Data provided:
====

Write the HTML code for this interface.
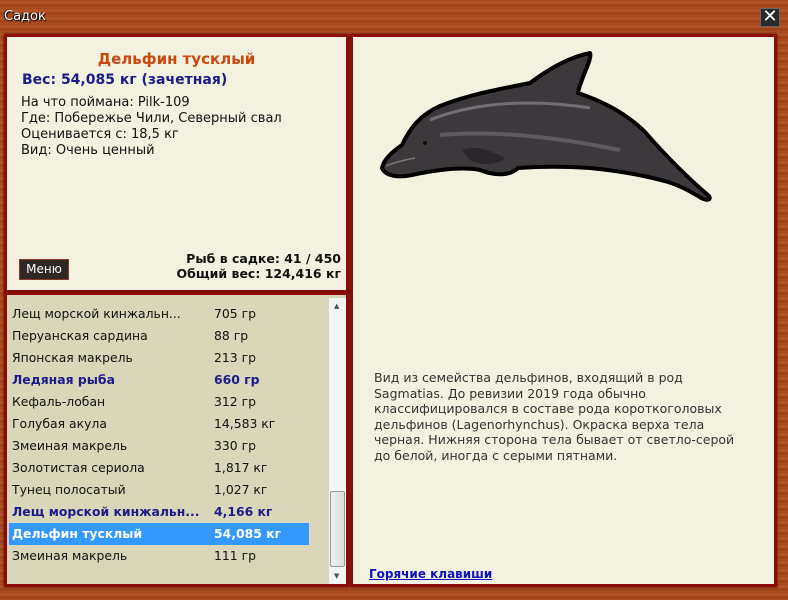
<!DOCTYPE html>
<html><head><meta charset="utf-8"><style>
*{margin:0;padding:0;box-sizing:border-box}
body{width:788px;height:600px;overflow:hidden;position:relative;font-family:"DejaVu Sans","Liberation Sans",sans-serif;font-size:12px;color:#111;
background:repeating-linear-gradient(180deg,#a4461c 0,#b8582a 3px,#9a3f18 5px,#ad4f22 8px);}
.title{position:absolute;left:4px;top:9px;color:#fff;font-size:13px;text-shadow:1px 1px 1px #000,-1px 0 1px #000}
.close{position:absolute;left:760px;top:8px;width:20px;height:19px;background:#2a2a2a;border:1px solid #666;color:#fff;font-size:18px;line-height:16px;text-align:center}
.panel{position:absolute;border:3px solid #8c0d08;box-shadow:0 0 2px #400}
#p1{left:4px;top:34px;width:345px;height:259px;background:#f3f2e0}
#p2{left:350px;top:34px;width:427px;height:553px;background:#f3f2e0}
#p3{left:4px;top:292px;width:345px;height:295px;background:#d9d6ba}
.h1{position:absolute;left:0;width:339px;top:13px;text-align:center;color:#c9480d;font-weight:bold;font-size:15px}
.h2{position:absolute;left:15px;top:35px;color:#1b1b8a;font-weight:bold;font-size:14px}
.info{position:absolute;left:14px;top:58px;line-height:16px;font-size:13px}
.menu{position:absolute;left:12px;top:222px;width:50px;height:21px;background:#2f2824;border:1px solid #8a3a2a;color:#fff;font-size:12px;text-align:center;line-height:19px}
.stats{position:absolute;right:5px;top:214px;text-align:right;font-weight:bold;font-size:12.5px;line-height:15px}
.row{position:absolute;left:5px;width:300px;height:22px;line-height:22px;font-size:12.4px}
.row span{position:absolute;left:202px}
.bold{color:#1b1b8a;font-weight:bold}
.sel{background:#3399ff;color:#fff;font-weight:bold;left:2px;padding-left:3px}
.sel span{left:205px}
.sb{position:absolute;left:322px;top:3px;width:17px;height:286px;background:#f4f4f2}
.thumb{position:absolute;left:1px;top:193px;width:15px;height:76px;background:linear-gradient(90deg,#eee,#ddd);border:1px solid #999;border-radius:2px}
.desc{position:absolute;left:21px;top:333px;width:400px;line-height:15.5px;color:#333;font-size:12.5px;white-space:nowrap}
.hot{position:absolute;left:16px;top:530px;color:#1010c0;font-weight:bold;text-decoration:underline;font-size:12px}
</style></head><body>
<div class="title">Садок</div>
<div class="close">✕</div>
<div class="panel" id="p1">
<div class="h1">Дельфин тусклый</div>
<div class="h2">Вес: 54,085 кг (зачетная)</div>
<div class="info">На что поймана: Pilk-109<br>Где: Побережье Чили, Северный свал<br>Оценивается с: 18,5 кг<br>Вид: Очень ценный</div>
<div class="menu">Меню</div>
<div class="stats">Рыб в садке: 41 / 450<br>Общий вес: 124,416 кг</div>
</div>
<div class="panel" id="p3">
<div class="row" style="top:8px">Лещ морской кинжальн...<span>705 гр</span></div>
<div class="row" style="top:30px">Перуанская сардина<span>88 гр</span></div>
<div class="row" style="top:52px">Японская макрель<span>213 гр</span></div>
<div class="row bold" style="top:74px">Ледяная рыба<span>660 гр</span></div>
<div class="row" style="top:96px">Кефаль-лобан<span>312 гр</span></div>
<div class="row" style="top:118px">Голубая акула<span>14,583 кг</span></div>
<div class="row" style="top:140px">Змеиная макрель<span>330 гр</span></div>
<div class="row" style="top:162px">Золотистая сериола<span>1,817 кг</span></div>
<div class="row" style="top:184px">Тунец полосатый<span>1,027 кг</span></div>
<div class="row bold" style="top:206px">Лещ морской кинжальн...<span>4,166 кг</span></div>
<div class="row sel" style="top:228px">Дельфин тусклый<span>54,085 кг</span></div>
<div class="row" style="top:250px">Змеиная макрель<span>111 гр</span></div>
<div class="sb"><div style="position:absolute;top:4px;left:5px;font-size:7px;color:#555">▲</div><div class="thumb"></div><div style="position:absolute;top:274px;left:5px;font-size:7px;color:#555">▼</div></div>
</div>
<div class="panel" id="p2">
<svg width="421" height="547" style="position:absolute;left:0;top:0" viewBox="353 37 421 547">
<path d="M382 168 C384 158 395 150 402 145 C410 128 420 115 440 106 C470 94 505 88 530 83 C550 68 570 57 590 53 C593 58 580 80 578 93 C605 102 628 115 645 132 C665 155 688 178 709 196 C712 201 705 201 698 196 C688 190 678 185 668 182 C640 174 610 170 590 168 C560 166 532 167 518 168 C510 176 495 176 480 170 C460 166 430 171 412 175 C398 178 385 176 382 168 Z" fill="#3c383c" stroke="#000" stroke-width="4" stroke-linejoin="round"/>
<path d="M430 120 C480 100 540 100 590 108" stroke="#8a868c" stroke-width="3" fill="none" opacity=".7"/>
<path d="M440 135 C500 130 560 138 620 150" stroke="#75717a" stroke-width="4" fill="none" opacity=".6"/>
<path d="M462 150 C475 145 490 150 505 158 C500 165 480 166 470 160 Z" fill="#2a272a"/>
<path d="M386 166 C395 162 405 160 415 158" stroke="#777" stroke-width="1.5" fill="none"/>
<circle cx="425" cy="143" r="2" fill="#111"/>
</svg>
<div class="desc">Вид из семейства дельфинов, входящий в род<br>Sagmatias. До ревизии 2019 года обычно<br>классифицировался в составе рода короткоголовых<br>дельфинов (Lagenorhynchus). Окраска верха тела<br>черная. Нижняя сторона тела бывает от светло-серой<br>до белой, иногда с серыми пятнами.</div>
<div class="hot">Горячие клавиши</div>
</div>
</body></html>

====

Description of the task:
Every line above should be returned word for word, with the pictures left behind.

Task output:
Write the HTML code for this interface.
<!DOCTYPE html>
<html><head><meta charset="utf-8"><style>
*{margin:0;padding:0;box-sizing:border-box}
body{width:788px;height:600px;overflow:hidden;position:relative;font-family:"DejaVu Sans","Liberation Sans",sans-serif;font-size:12px;color:#111;
background:repeating-linear-gradient(180deg,#a4461c 0,#b8582a 3px,#9a3f18 5px,#ad4f22 8px);}
.title{position:absolute;left:4px;top:9px;color:#fff;font-size:13px;text-shadow:1px 1px 1px #000,-1px 0 1px #000}
.close{position:absolute;left:760px;top:8px;width:20px;height:19px;background:#2a2a2a;border:1px solid #666;color:#fff;font-size:18px;line-height:16px;text-align:center}
.panel{position:absolute;border:3px solid #8c0d08;box-shadow:0 0 2px #400}
#p1{left:4px;top:34px;width:345px;height:259px;background:#f3f2e0}
#p2{left:350px;top:34px;width:427px;height:553px;background:#f3f2e0}
#p3{left:4px;top:292px;width:345px;height:295px;background:#d9d6ba}
.h1{position:absolute;left:0;width:339px;top:13px;text-align:center;color:#c9480d;font-weight:bold;font-size:15px}
.h2{position:absolute;left:15px;top:35px;color:#1b1b8a;font-weight:bold;font-size:14px}
.info{position:absolute;left:14px;top:58px;line-height:16px;font-size:13px}
.menu{position:absolute;left:12px;top:222px;width:50px;height:21px;background:#2f2824;border:1px solid #8a3a2a;color:#fff;font-size:12px;text-align:center;line-height:19px}
.stats{position:absolute;right:5px;top:214px;text-align:right;font-weight:bold;font-size:12.5px;line-height:15px}
.row{position:absolute;left:5px;width:300px;height:22px;line-height:22px;font-size:12.4px}
.row span{position:absolute;left:202px}
.bold{color:#1b1b8a;font-weight:bold}
.sel{background:#3399ff;color:#fff;font-weight:bold;left:2px;padding-left:3px}
.sel span{left:205px}
.sb{position:absolute;left:322px;top:3px;width:17px;height:286px;background:#f4f4f2}
.thumb{position:absolute;left:1px;top:193px;width:15px;height:76px;background:linear-gradient(90deg,#eee,#ddd);border:1px solid #999;border-radius:2px}
.desc{position:absolute;left:21px;top:333px;width:400px;line-height:15.5px;color:#333;font-size:12.5px;white-space:nowrap}
.hot{position:absolute;left:16px;top:530px;color:#1010c0;font-weight:bold;text-decoration:underline;font-size:12px}
</style></head><body>
<div class="title">Садок</div>
<div class="close">✕</div>
<div class="panel" id="p1">
<div class="h1">Дельфин тусклый</div>
<div class="h2">Вес: 54,085 кг (зачетная)</div>
<div class="info">На что поймана: Pilk-109<br>Где: Побережье Чили, Северный свал<br>Оценивается с: 18,5 кг<br>Вид: Очень ценный</div>
<div class="menu">Меню</div>
<div class="stats">Рыб в садке: 41 / 450<br>Общий вес: 124,416 кг</div>
</div>
<div class="panel" id="p3">
<div class="row" style="top:8px">Лещ морской кинжальн...<span>705 гр</span></div>
<div class="row" style="top:30px">Перуанская сардина<span>88 гр</span></div>
<div class="row" style="top:52px">Японская макрель<span>213 гр</span></div>
<div class="row bold" style="top:74px">Ледяная рыба<span>660 гр</span></div>
<div class="row" style="top:96px">Кефаль-лобан<span>312 гр</span></div>
<div class="row" style="top:118px">Голубая акула<span>14,583 кг</span></div>
<div class="row" style="top:140px">Змеиная макрель<span>330 гр</span></div>
<div class="row" style="top:162px">Золотистая сериола<span>1,817 кг</span></div>
<div class="row" style="top:184px">Тунец полосатый<span>1,027 кг</span></div>
<div class="row bold" style="top:206px">Лещ морской кинжальн...<span>4,166 кг</span></div>
<div class="row sel" style="top:228px">Дельфин тусклый<span>54,085 кг</span></div>
<div class="row" style="top:250px">Змеиная макрель<span>111 гр</span></div>
<div class="sb"><div style="position:absolute;top:4px;left:5px;font-size:7px;color:#555">▲</div><div class="thumb"></div><div style="position:absolute;top:274px;left:5px;font-size:7px;color:#555">▼</div></div>
</div>
<div class="panel" id="p2">
<svg width="421" height="547" style="position:absolute;left:0;top:0" viewBox="353 37 421 547">
<path d="M382 168 C384 158 395 150 402 145 C410 128 420 115 440 106 C470 94 505 88 530 83 C550 68 570 57 590 53 C593 58 580 80 578 93 C605 102 628 115 645 132 C665 155 688 178 709 196 C712 201 705 201 698 196 C688 190 678 185 668 182 C640 174 610 170 590 168 C560 166 532 167 518 168 C510 176 495 176 480 170 C460 166 430 171 412 175 C398 178 385 176 382 168 Z" fill="#3c383c" stroke="#000" stroke-width="4" stroke-linejoin="round"/>
<path d="M430 120 C480 100 540 100 590 108" stroke="#8a868c" stroke-width="3" fill="none" opacity=".7"/>
<path d="M440 135 C500 130 560 138 620 150" stroke="#75717a" stroke-width="4" fill="none" opacity=".6"/>
<path d="M462 150 C475 145 490 150 505 158 C500 165 480 166 470 160 Z" fill="#2a272a"/>
<path d="M386 166 C395 162 405 160 415 158" stroke="#777" stroke-width="1.5" fill="none"/>
<circle cx="425" cy="143" r="2" fill="#111"/>
</svg>
<div class="desc">Вид из семейства дельфинов, входящий в род<br>Sagmatias. До ревизии 2019 года обычно<br>классифицировался в составе рода короткоголовых<br>дельфинов (Lagenorhynchus). Окраска верха тела<br>черная. Нижняя сторона тела бывает от светло-серой<br>до белой, иногда с серыми пятнами.</div>
<div class="hot">Горячие клавиши</div>
</div>
</body></html>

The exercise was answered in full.